**Written problem**
Repeat every line, exactly, from the very first through the one where "const leadRows = ['05/2023', '06/2023', '07/2023', '03/2023']" appears. Add nothing else.

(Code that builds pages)
========================================================================

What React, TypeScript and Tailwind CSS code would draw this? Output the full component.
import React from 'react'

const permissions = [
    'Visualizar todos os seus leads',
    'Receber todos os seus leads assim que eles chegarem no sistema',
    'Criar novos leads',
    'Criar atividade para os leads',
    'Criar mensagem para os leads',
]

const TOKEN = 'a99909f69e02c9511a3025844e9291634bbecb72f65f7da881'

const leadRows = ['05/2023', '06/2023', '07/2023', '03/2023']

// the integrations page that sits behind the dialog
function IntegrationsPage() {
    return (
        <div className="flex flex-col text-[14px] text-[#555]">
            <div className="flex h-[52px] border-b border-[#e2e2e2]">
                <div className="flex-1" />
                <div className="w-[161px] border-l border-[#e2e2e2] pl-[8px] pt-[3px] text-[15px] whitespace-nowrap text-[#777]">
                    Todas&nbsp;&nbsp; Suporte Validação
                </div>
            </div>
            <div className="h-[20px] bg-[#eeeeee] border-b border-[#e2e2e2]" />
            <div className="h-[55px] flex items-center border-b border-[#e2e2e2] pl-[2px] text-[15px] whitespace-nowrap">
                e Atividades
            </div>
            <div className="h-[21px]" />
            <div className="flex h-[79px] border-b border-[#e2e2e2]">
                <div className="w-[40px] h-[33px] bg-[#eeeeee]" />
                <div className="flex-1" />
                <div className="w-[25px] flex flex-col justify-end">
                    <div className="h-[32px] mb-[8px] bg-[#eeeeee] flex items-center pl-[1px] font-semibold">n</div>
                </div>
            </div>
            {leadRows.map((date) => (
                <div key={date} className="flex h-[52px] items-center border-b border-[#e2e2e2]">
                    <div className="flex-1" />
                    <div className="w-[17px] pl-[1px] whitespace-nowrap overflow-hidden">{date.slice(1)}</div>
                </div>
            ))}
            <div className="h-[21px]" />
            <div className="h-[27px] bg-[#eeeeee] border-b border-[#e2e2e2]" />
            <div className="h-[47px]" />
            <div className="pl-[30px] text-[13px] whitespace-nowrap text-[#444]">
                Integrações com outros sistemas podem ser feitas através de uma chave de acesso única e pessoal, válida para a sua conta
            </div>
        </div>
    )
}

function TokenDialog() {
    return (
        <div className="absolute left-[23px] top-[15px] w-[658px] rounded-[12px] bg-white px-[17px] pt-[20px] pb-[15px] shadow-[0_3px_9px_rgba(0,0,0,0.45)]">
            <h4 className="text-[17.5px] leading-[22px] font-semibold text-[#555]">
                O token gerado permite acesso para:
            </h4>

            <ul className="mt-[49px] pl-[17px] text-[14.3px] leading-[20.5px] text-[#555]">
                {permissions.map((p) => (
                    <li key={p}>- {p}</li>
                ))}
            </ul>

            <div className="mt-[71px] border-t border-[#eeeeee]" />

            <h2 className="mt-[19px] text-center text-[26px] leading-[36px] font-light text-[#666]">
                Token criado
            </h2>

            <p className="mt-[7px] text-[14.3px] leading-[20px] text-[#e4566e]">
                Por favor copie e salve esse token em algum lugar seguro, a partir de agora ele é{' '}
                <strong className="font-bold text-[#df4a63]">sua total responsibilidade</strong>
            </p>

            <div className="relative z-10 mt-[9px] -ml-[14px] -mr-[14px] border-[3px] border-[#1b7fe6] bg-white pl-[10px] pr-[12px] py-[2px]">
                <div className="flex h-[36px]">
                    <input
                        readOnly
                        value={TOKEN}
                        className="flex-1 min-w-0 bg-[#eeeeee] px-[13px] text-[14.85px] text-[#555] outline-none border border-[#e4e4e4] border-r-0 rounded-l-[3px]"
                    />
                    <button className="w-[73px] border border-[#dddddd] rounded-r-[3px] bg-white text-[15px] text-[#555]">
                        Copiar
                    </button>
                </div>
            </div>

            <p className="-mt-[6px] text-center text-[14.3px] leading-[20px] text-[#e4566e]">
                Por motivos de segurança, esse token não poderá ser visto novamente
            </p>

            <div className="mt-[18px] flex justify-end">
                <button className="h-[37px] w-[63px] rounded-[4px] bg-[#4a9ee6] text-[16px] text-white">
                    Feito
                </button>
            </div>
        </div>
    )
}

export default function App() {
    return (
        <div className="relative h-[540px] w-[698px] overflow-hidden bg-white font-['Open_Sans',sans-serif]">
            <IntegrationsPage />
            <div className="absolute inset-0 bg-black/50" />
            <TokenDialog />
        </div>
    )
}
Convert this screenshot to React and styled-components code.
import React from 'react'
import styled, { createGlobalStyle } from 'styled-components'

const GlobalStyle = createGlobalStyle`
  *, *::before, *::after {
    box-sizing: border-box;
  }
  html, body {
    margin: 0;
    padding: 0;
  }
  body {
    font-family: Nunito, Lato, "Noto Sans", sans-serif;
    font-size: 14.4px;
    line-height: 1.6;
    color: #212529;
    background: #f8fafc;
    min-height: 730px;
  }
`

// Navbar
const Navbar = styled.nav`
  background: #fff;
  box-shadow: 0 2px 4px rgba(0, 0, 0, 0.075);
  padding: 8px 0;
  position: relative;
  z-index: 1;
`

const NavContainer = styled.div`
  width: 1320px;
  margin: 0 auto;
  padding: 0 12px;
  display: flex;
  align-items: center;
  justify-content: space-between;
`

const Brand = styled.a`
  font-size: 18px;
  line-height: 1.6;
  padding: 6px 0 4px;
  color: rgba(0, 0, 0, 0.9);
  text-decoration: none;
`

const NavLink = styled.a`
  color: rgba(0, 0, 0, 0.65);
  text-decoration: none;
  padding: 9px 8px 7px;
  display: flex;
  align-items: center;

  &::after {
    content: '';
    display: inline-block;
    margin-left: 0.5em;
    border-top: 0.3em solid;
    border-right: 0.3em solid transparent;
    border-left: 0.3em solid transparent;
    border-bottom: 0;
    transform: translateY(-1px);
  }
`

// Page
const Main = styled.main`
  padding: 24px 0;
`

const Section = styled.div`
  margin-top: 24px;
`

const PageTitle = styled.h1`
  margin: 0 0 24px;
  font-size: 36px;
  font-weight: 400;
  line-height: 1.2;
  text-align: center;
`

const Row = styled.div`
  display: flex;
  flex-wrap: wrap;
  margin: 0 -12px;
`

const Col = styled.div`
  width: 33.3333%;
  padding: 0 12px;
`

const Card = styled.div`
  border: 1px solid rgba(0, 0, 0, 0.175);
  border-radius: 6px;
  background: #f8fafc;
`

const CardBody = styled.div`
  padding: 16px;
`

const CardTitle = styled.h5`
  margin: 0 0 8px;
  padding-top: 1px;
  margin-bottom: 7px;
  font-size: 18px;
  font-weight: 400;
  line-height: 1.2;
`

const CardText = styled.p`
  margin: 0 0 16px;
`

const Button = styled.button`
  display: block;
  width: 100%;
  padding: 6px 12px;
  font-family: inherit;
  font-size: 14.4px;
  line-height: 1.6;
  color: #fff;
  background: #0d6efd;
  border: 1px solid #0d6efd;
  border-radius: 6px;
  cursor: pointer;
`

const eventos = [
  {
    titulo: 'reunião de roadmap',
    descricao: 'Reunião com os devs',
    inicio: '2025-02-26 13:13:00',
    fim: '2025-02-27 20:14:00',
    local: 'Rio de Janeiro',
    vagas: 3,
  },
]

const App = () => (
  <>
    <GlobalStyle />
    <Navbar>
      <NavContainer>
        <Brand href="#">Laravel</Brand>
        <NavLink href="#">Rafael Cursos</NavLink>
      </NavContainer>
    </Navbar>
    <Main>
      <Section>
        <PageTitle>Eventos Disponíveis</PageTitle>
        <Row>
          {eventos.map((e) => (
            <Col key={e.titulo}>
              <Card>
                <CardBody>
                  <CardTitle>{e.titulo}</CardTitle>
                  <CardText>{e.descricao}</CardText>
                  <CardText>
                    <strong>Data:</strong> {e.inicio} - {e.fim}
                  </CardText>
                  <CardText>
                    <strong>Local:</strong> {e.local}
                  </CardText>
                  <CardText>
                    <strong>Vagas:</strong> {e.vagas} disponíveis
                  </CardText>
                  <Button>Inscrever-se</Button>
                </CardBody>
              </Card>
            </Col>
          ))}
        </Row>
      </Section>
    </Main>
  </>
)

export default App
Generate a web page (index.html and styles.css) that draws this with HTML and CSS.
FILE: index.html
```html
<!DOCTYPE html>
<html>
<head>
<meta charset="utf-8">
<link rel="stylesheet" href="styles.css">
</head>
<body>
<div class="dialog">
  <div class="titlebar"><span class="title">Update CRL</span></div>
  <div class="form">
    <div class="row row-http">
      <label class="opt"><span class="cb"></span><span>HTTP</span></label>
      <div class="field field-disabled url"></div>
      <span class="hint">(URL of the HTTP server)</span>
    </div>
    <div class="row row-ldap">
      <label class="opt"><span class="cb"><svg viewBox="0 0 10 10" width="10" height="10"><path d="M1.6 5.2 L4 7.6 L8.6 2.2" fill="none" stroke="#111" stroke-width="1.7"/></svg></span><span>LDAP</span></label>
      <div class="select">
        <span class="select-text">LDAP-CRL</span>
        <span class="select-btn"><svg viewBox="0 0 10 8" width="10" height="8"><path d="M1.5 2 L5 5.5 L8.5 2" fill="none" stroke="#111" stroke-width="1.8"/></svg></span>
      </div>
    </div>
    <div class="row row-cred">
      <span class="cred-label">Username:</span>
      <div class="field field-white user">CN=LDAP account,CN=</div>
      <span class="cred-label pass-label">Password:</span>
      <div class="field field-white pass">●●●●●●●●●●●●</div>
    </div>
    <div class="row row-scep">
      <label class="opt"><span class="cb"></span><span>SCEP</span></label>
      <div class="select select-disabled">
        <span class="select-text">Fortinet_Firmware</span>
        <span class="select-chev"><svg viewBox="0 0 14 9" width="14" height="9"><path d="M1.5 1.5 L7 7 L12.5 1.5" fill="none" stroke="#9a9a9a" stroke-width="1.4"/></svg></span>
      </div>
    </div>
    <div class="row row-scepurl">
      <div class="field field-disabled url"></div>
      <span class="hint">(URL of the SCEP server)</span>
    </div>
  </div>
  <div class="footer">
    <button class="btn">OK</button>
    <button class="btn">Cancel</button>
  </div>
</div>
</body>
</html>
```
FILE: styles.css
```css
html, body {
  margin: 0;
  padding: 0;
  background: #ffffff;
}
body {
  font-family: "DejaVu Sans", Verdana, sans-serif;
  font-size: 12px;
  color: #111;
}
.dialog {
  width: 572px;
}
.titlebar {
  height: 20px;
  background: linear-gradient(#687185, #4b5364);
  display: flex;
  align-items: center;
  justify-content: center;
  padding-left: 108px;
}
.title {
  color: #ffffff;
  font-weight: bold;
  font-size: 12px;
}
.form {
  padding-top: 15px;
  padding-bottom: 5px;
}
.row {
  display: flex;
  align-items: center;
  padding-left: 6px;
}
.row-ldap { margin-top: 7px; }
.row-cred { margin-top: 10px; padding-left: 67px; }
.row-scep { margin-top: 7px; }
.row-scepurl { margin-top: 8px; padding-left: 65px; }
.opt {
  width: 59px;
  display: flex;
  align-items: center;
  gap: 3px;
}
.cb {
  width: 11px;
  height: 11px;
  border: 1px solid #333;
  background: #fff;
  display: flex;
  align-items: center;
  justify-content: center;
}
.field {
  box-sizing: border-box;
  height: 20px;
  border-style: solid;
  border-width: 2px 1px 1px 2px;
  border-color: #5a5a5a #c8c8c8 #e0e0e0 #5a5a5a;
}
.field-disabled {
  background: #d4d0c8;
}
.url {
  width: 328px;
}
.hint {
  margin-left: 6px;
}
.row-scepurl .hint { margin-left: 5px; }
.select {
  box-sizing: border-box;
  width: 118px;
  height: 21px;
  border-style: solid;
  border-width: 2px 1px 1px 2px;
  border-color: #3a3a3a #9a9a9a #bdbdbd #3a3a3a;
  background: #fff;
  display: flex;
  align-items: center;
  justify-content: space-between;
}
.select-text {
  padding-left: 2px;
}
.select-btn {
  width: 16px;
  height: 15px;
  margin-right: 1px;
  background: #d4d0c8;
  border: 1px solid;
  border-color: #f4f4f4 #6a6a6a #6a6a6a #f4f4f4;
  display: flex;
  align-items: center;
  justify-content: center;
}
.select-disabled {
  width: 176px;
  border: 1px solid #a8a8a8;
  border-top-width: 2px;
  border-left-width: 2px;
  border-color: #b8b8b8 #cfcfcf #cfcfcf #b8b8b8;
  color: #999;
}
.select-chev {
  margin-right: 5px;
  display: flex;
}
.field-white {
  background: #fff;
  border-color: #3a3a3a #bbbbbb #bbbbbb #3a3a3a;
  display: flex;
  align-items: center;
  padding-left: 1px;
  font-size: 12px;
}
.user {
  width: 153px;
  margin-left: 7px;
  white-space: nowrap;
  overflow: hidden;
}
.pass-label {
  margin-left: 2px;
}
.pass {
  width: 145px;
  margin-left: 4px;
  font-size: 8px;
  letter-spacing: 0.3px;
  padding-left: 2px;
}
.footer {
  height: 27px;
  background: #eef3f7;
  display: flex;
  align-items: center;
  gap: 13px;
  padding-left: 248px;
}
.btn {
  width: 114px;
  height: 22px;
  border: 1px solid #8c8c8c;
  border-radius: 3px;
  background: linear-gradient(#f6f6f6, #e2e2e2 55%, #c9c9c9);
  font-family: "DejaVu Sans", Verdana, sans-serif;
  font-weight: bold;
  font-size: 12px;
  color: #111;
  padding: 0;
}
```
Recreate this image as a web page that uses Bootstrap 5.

========================================================================

**Expected output**
What React, TypeScript and Tailwind CSS code would draw this? Output the full component.
import React from 'react'

const permissions = [
    'Visualizar todos os seus leads',
    'Receber todos os seus leads assim que eles chegarem no sistema',
    'Criar novos leads',
    'Criar atividade para os leads',
    'Criar mensagem para os leads',
]

const TOKEN = 'a99909f69e02c9511a3025844e9291634bbecb72f65f7da881'

const leadRows = ['05/2023', '06/2023', '07/2023', '03/2023']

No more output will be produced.